2:04 PM - 2:23 PM
[SVC30-02] A tool for constructing three-dimensional permeability structures for numerical modeling of volcanic hydrothermal systems
Keywords:hydrothermal system, numerical simulation, resistivity structure
For many volcanoes where borehole data are scarce, except for some geothermal areas, one practical solution to this problem is to estimate the permeability structure on the basis of geophysical exploration results. In particular, electrical resistivity, like permeability, is a geophysical quantity that strongly depends on the presence of fluids and their connectivity in rocks, and therefore, the resistivity structure estimated by electromagnetic soundings could be directly linked to the permeability structure for numerical modeling. It is expected that a comprehensive scheme for conversion will be established in the future. For this purpose, it is necessary to convert the resistivity structure to permeability structure as systematically as possible, and then perform numerical modeling using actual observation data obtained in many volcanoes as a constraint to clarify the general correspondence between the two physical quantities.
In order to provide a computing environment that can perform a large number of simulations under various conditions, we have developed a new GUI/command line tool (WEAK3) that streamlines the multiple tasks required for simulation. WEAK3 includes the generation of permeability structure from resistivity structure, execution of numerical simulations, compilation and visualization of the results, and so on. The tool is intended for use with TOUGH2 and TOUGH3, the widely used multi-component, multi-phase simulators in the field of geothermal studies, and can convert not only the constructed permeability structure data but also various settings about simulation parameters into an input file format for the TOUGH simulators. One of the major features of WEAK3 is that it creates a permeability structure by assigning several predefined rock types to a computational mesh based on conditional expressions that are described by the position and resistivity of each element. The advantage of this approach is that it is easy to create a permeability structure that incorporates information on the subsurface structure, because only a few parameters are required to define the mesh, including the resistivity values defining the boundaries of the rock types.

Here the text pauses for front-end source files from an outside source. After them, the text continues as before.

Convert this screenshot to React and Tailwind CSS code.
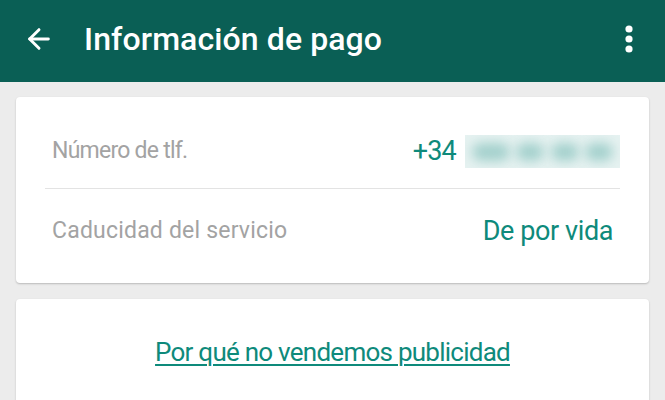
import { ArrowLeft } from "lucide-react";

const Kebab = () => (
  <svg width="12" height="30" viewBox="0 0 12 30" fill="white">
    <circle cx="6" cy="5" r="3.6" />
    <circle cx="6" cy="15" r="3.6" />
    <circle cx="6" cy="25" r="3.6" />
  </svg>
);

const App = () => {
  return (
    <div
      className="w-[665px] h-[400px] overflow-hidden bg-[#ececec]"
      style={{ fontFamily: "Roboto, 'Liberation Sans', sans-serif" }}
    >
      <header className="h-[82px] bg-[#0a5f55] flex items-center pl-[23px] pr-[30px] pb-[4px] text-white">
        <ArrowLeft size={32} strokeWidth={2.2} />
        <h1 className="ml-[29px] text-[32px] font-medium tracking-[0.1px]">Información de pago</h1>
        <div className="ml-auto">
          <Kebab />
        </div>
      </header>

      <div className="px-[16px] pt-[15px] flex flex-col gap-[16px]">
        {/* datos del pago */}
        <section className="bg-white rounded-[4px] shadow-[0_1px_2px_rgba(0,0,0,0.22)] px-[29px] h-[186px]">
          <div className="flex items-center justify-between h-[92px] pt-[18px] border-b border-[#e3e3e3]">
            <span className="pl-[7px] text-[23px] text-[#a3a3a3] tracking-[-0.75px]">Número de tlf.</span>
            <div className="flex items-center gap-[9px] text-[#0e8a7b]">
              <span className="text-[27px] tracking-[-0.8px]">+34</span>
              <div className="w-[155px] h-[33px] bg-[#e6f2f1] flex items-center justify-around px-[4px] overflow-hidden">
                <span className="w-[38px] h-[18px] rounded-full bg-[#a3d0cc] blur-[6px]" />
                <span className="w-[28px] h-[18px] rounded-full bg-[#a3d0cc] blur-[6px]" />
                <span className="w-[28px] h-[18px] rounded-full bg-[#a3d0cc] blur-[6px]" />
                <span className="w-[28px] h-[18px] rounded-full bg-[#a3d0cc] blur-[6px]" />
              </div>
            </div>
          </div>
          <div className="flex items-center justify-between h-[84px]">
            <span className="pl-[7px] text-[23px] text-[#a3a3a3] tracking-[0.2px]">Caducidad del servicio</span>
            <span className="text-[27px] text-[#0e8a7b] mr-[7px] tracking-[-0.4px]">De por vida</span>
          </div>
        </section>

        <section className="bg-white rounded-[4px] shadow-[0_1px_2px_rgba(0,0,0,0.22)] h-[120px] flex justify-center pt-[34px]">
          <a
            href="#"
            className="h-fit text-[26px] text-[#0e8a7b] underline underline-offset-[3px] decoration-[1.5px] tracking-[-0.75px]"
          >
            Por qué no vendemos publicidad
          </a>
        </section>
      </div>
    </div>
  );
};

export default App;
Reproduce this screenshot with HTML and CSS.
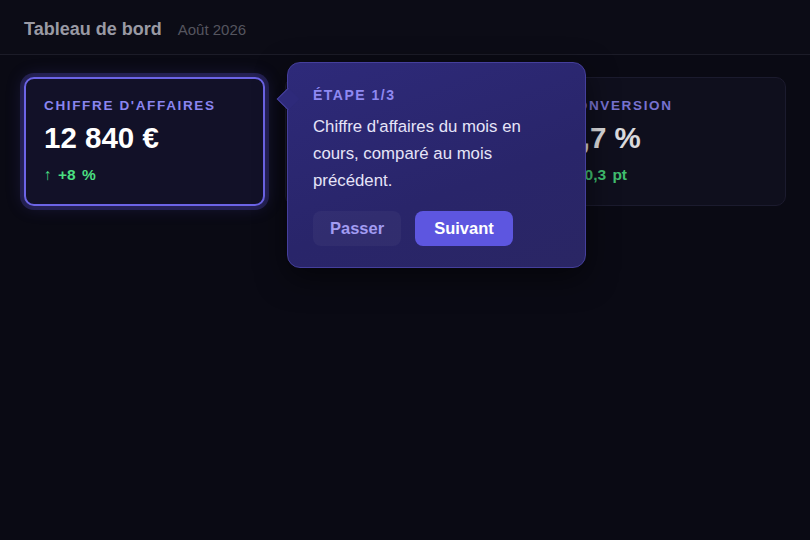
FILE: index.html
```html
<!DOCTYPE html>
<html lang="fr">
<head>
<meta charset="utf-8">
<link rel="stylesheet" href="styles.css">
</head>
<body>
<header class="topbar">
  <h1 class="title">Tableau de bord</h1>
  <span class="period">Août 2026</span>
</header>
<main class="content">
  <div class="cards">
    <section class="card card-active">
      <div class="label">Chiffre d'affaires</div>
      <div class="value">12 840 €</div>
      <div class="delta">↑ +8 %</div>
    </section>
    <section class="card card-dim"></section>
    <section class="card card-dim">
      <div class="label">Conversion</div>
      <div class="value">3,7 %</div>
      <div class="delta">↓ -0,3 pt</div>
    </section>
  </div>
  <div class="tour">
    <div class="tour-step">Étape 1/3</div>
    <p class="tour-text">Chiffre d'affaires du mois en cours, comparé au mois précédent.</p>
    <div class="tour-actions">
      <button class="btn btn-ghost">Passer</button>
      <button class="btn btn-primary">Suivant</button>
    </div>
  </div>
</main>
</body>
</html>
```
FILE: styles.css
```css
* { box-sizing: border-box; }
html, body { margin: 0; height: 100%; }
body {
  background: #0a0a14;
  font-family: "Liberation Sans", Arial, sans-serif;
  color: #fff;
  overflow: hidden;
}
.topbar {
  height: 55px;
  display: flex;
  align-items: center;
  gap: 16px;
  padding: 4px 24px 0;
  border-bottom: 1px solid #1c1c28;
  background: #0c0c16;
}
.title {
  margin: 0;
  font-size: 18px;
  font-weight: 700;
  color: #9a9aa4;
}
.period {
  font-size: 15px;
  color: #55555f;
}
.content {
  position: relative;
  padding: 22px 24px;
}
.cards {
  display: grid;
  grid-template-columns: repeat(3, 1fr);
  gap: 20px;
}
.card {
  height: 129px;
  border-radius: 10px;
  padding: 20px 19px;
  background: #11101f;
  border: 1px solid #1f1e33;
}
.card-active {
  border: 2px solid #6c64e6;
  padding: 19px 18px;
  box-shadow: 0 0 0 4px rgba(88, 80, 210, 0.28), 0 0 18px rgba(88, 80, 210, 0.25);
  background: #121128;
}
.card-dim { opacity: 0.85; }
.label {
  font-size: 13.5px;
  font-weight: 700;
  letter-spacing: 1.65px;
  text-transform: uppercase;
  color: #8a85f0;
}
.value {
  margin-top: 8px;
  font-size: 29.5px;
  font-weight: 700;
  color: #fff;
}
.delta {
  margin-top: 11px;
  font-size: 15.5px;
  font-weight: 700;
  word-spacing: 2px;
  color: #4ade80;
}
.tour {
  position: absolute;
  left: 287px;
  top: 7px;
  width: 299px;
  height: 206px;
  padding: 24px 25px 22px;
  border-radius: 13px;
  background: linear-gradient(160deg, #2e2a7a 0%, #29256a 60%, #2a2664 100%);
  border: 1px solid #453f9c;
  box-shadow: 0 10px 30px rgba(0, 0, 0, 0.5);
}
.tour::before {
  content: "";
  position: absolute;
  left: -8px;
  top: 28px;
  width: 15px;
  height: 15px;
  background: #2e2a7a;
  border-left: 1px solid #453f9c;
  border-bottom: 1px solid #453f9c;
  transform: rotate(45deg);
}
.tour-step {
  font-size: 14px;
  font-weight: 700;
  letter-spacing: 1.5px;
  text-transform: uppercase;
  color: #8f89f2;
}
.tour-text {
  margin: 10px 0 0;
  font-size: 16.8px;
  line-height: 27px;
  color: #e6e4f8;
}
.tour-actions {
  display: flex;
  gap: 14px;
  margin-top: 17px;
}
.btn {
  height: 35px;
  border: none;
  border-radius: 8px;
  font-family: inherit;
  font-size: 16.5px;
  font-weight: 700;
  padding: 0 17px;
}
.btn-ghost {
  background: rgba(255, 255, 255, 0.04);
  color: #a29cf2;
}
.btn-primary {
  padding: 0 19px;
  background: #5d56e0;
  color: #fff;
}
```
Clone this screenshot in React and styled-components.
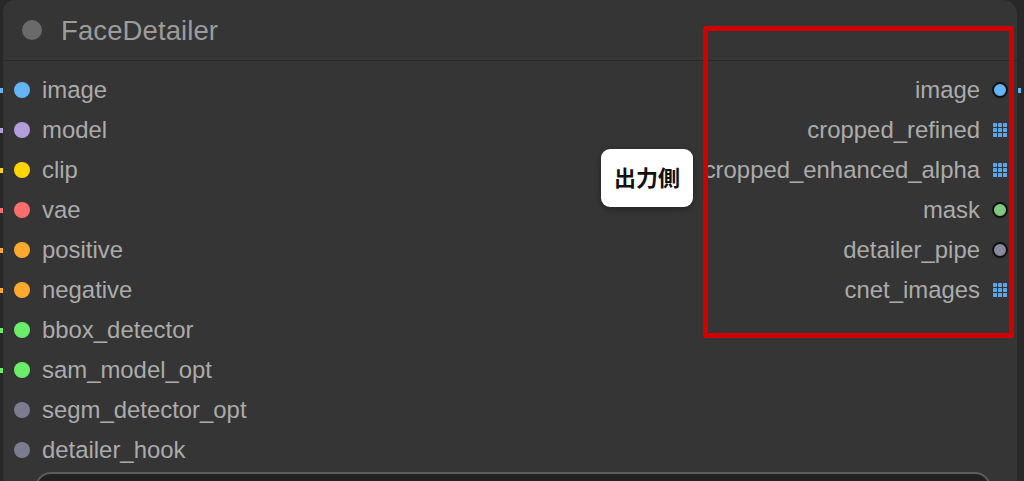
import React from "react";
import styled, { createGlobalStyle } from "styled-components";

const Global = createGlobalStyle`
  html, body { margin: 0; padding: 0; background: #282828; overflow: hidden; }
  body { font-family: "Liberation Sans", Arial, sans-serif; }
`;

const Page = styled.div`
  width: 1024px;
  height: 481px;
  display: flex;
  padding-left: 3px;
  box-sizing: border-box;
  overflow: hidden;
`;

const Node = styled.div`
  position: relative;
  width: 1014px;
  height: 520px;
  background: #353535;
  border-radius: 12px 14px 0 0;
  display: flex;
  flex-direction: column;
`;

const Title = styled.div`
  height: 60px;
  border-bottom: 1px solid #292929;
  display: flex;
  align-items: center;
  gap: 19px;
  padding-left: 19px;
  box-sizing: content-box;
`;

const TitleDot = styled.span`
  width: 20px;
  height: 20px;
  border-radius: 50%;
  background: #6a6a6a;
`;

const TitleText = styled.span`
  font-size: 27.5px;
  color: #9c9c9c;
  letter-spacing: 0.1px;
  margin-top: 1px;
`;

const Body = styled.div`
  display: grid;
  grid-template-columns: 1fr 1fr;
  padding-top: 9px;
`;

const Column = styled.div`
  display: flex;
  flex-direction: column;
`;

const Row = styled.div`
  position: relative;
  height: 40px;
  display: flex;
  align-items: center;
  justify-content: ${(p) => (p.$out ? "flex-end" : "flex-start")};
  gap: 12px;
  padding: ${(p) => (p.$out ? "0 9px 0 0" : "0 0 0 11px")};
`;

const Label = styled.span`
  font-size: 23.9px;
  color: #ababab;
  white-space: nowrap;
  line-height: 1;
`;

const Dot = styled.span`
  position: relative;
  width: ${(p) => (p.$outline ? "12px" : "16px")};
  height: ${(p) => (p.$outline ? "12px" : "16px")};
  border-radius: 50%;
  background: ${(p) => p.$color};
  border: ${(p) => (p.$outline ? "2px solid #111" : "none")};
  flex: none;
`;

const Stub = styled.span`
  position: absolute;
  top: 50%;
  width: 3px;
  height: 5px;
  margin-top: -2px;
  background: ${(p) => p.$color};
  ${(p) => (p.$right ? "right: -4px;" : "left: -3px;")}
`;

const Grid = styled.span`
  display: grid;
  grid-template-columns: repeat(3, 4px);
  grid-auto-rows: 4px;
  gap: 1px;
  width: 14px;
  height: 14px;
  flex: none;
  margin: 0 1px 0 1px;
  & > i {
    background: #5aa6ea;
    border-radius: 0.5px;
  }
`;

const Widget = styled.div`
  margin: 2px 26px 0 32px;
  height: 40px;
  border: 2px solid #5c5c5c;
  border-radius: 16px;
  background: #222;
`;

const Highlight = styled.div`
  position: absolute;
  left: 700px;
  top: 26px;
  width: 301px;
  height: 302px;
  border: 5px solid #d10000;
  border-radius: 2px;
  pointer-events: none;
`;

const Callout = styled.div`
  position: absolute;
  left: 598px;
  top: 149px;
  width: 92px;
  height: 58px;
  background: #fff;
  border-radius: 9px;
  box-shadow: 0 2px 6px rgba(0, 0, 0, 0.35);
  display: flex;
  align-items: center;
  justify-content: center;
  font-family: "Noto Sans CJK JP", sans-serif;
  font-weight: 700;
  font-size: 22px;
  color: #111;
  padding-bottom: 5px;
  box-sizing: border-box;
`;

const inputs = [
  ["image", "#64b5f6"],
  ["model", "#b39ddb"],
  ["clip", "#ffd500"],
  ["vae", "#ff6e6e"],
  ["positive", "#ffa931"],
  ["negative", "#ffa931"],
  ["bbox_detector", "#6aee6a"],
  ["sam_model_opt", "#6aee6a"],
  ["segm_detector_opt", "#7c7c90", true],
  ["detailer_hook", "#7c7c90", true],
];

const outputs = [
  ["image", "dot", "#64b5f6", true],
  ["cropped_refined", "grid"],
  ["cropped_enhanced_alpha", "grid"],
  ["mask", "dot", "#81c784"],
  ["detailer_pipe", "dot", "#8a8a9e"],
  ["cnet_images", "grid"],
];

function GridIcon() {
  return (
    <Grid>
      {Array.from({ length: 9 }).map((_, i) => (
        <i key={i} />
      ))}
    </Grid>
  );
}

export default function App() {
  return (
    <>
      <Global />
      <Page>
        <Node>
          <Title>
            <TitleDot />
            <TitleText>FaceDetailer</TitleText>
          </Title>
          <Body>
            <Column>
              {inputs.map(([name, color, noStub]) => (
                <Row key={name}>
                  {!noStub && <Stub $color={color} />}
                  <Dot $color={color} />
                  <Label>{name}</Label>
                </Row>
              ))}
            </Column>
            <Column>
              {outputs.map(([name, kind, color, stub]) => (
                <Row key={name} $out>
                  <Label>{name}</Label>
                  {kind === "grid" ? (
                    <GridIcon />
                  ) : (
                    <Dot $color={color} $outline />
                  )}
                  {stub && <Stub $color={color} $right />}
                </Row>
              ))}
            </Column>
          </Body>
          <Widget />
          <Highlight />
          <Callout>出力側</Callout>
        </Node>
      </Page>
    </>
  );
}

As a case study, we attempted numerical simulations to obtain a steady-state model of the hydrothermal system of Kusatsu-Shirane Volcano. The permeability structure was constructed based on the resistivity structure estimated in previous studies and their interpretations. The low permeability regions such as basement rocks, clay layers, and sealing layers associated with silica precipitation were assigned to the mesh based on the resistivity values. Volcanic fluids with temperatures and compositions determined based on various observation data were injected from the bottom of a highly permeable conduit which was designed to connect the deep inflation source and the summit area. The simulations of the hydrothermal fluid flow were performed for about 20,000 years, corresponding to the latest magmatically active period. The results reproduced the original resistivity structure and the actual distribution of hot springs around Kusatsu-Shirane Volcano comparatively well. Although the constructed permeability structure model was relatively simple, it reproduced some of the observed data, indicating that the use of the resistivity structure can significantly reduce the uncertainty in the construction of the permeability structure. This suggests the feasibility of integrated analysis combining electromagnetic explorations and hydrothermal simulations.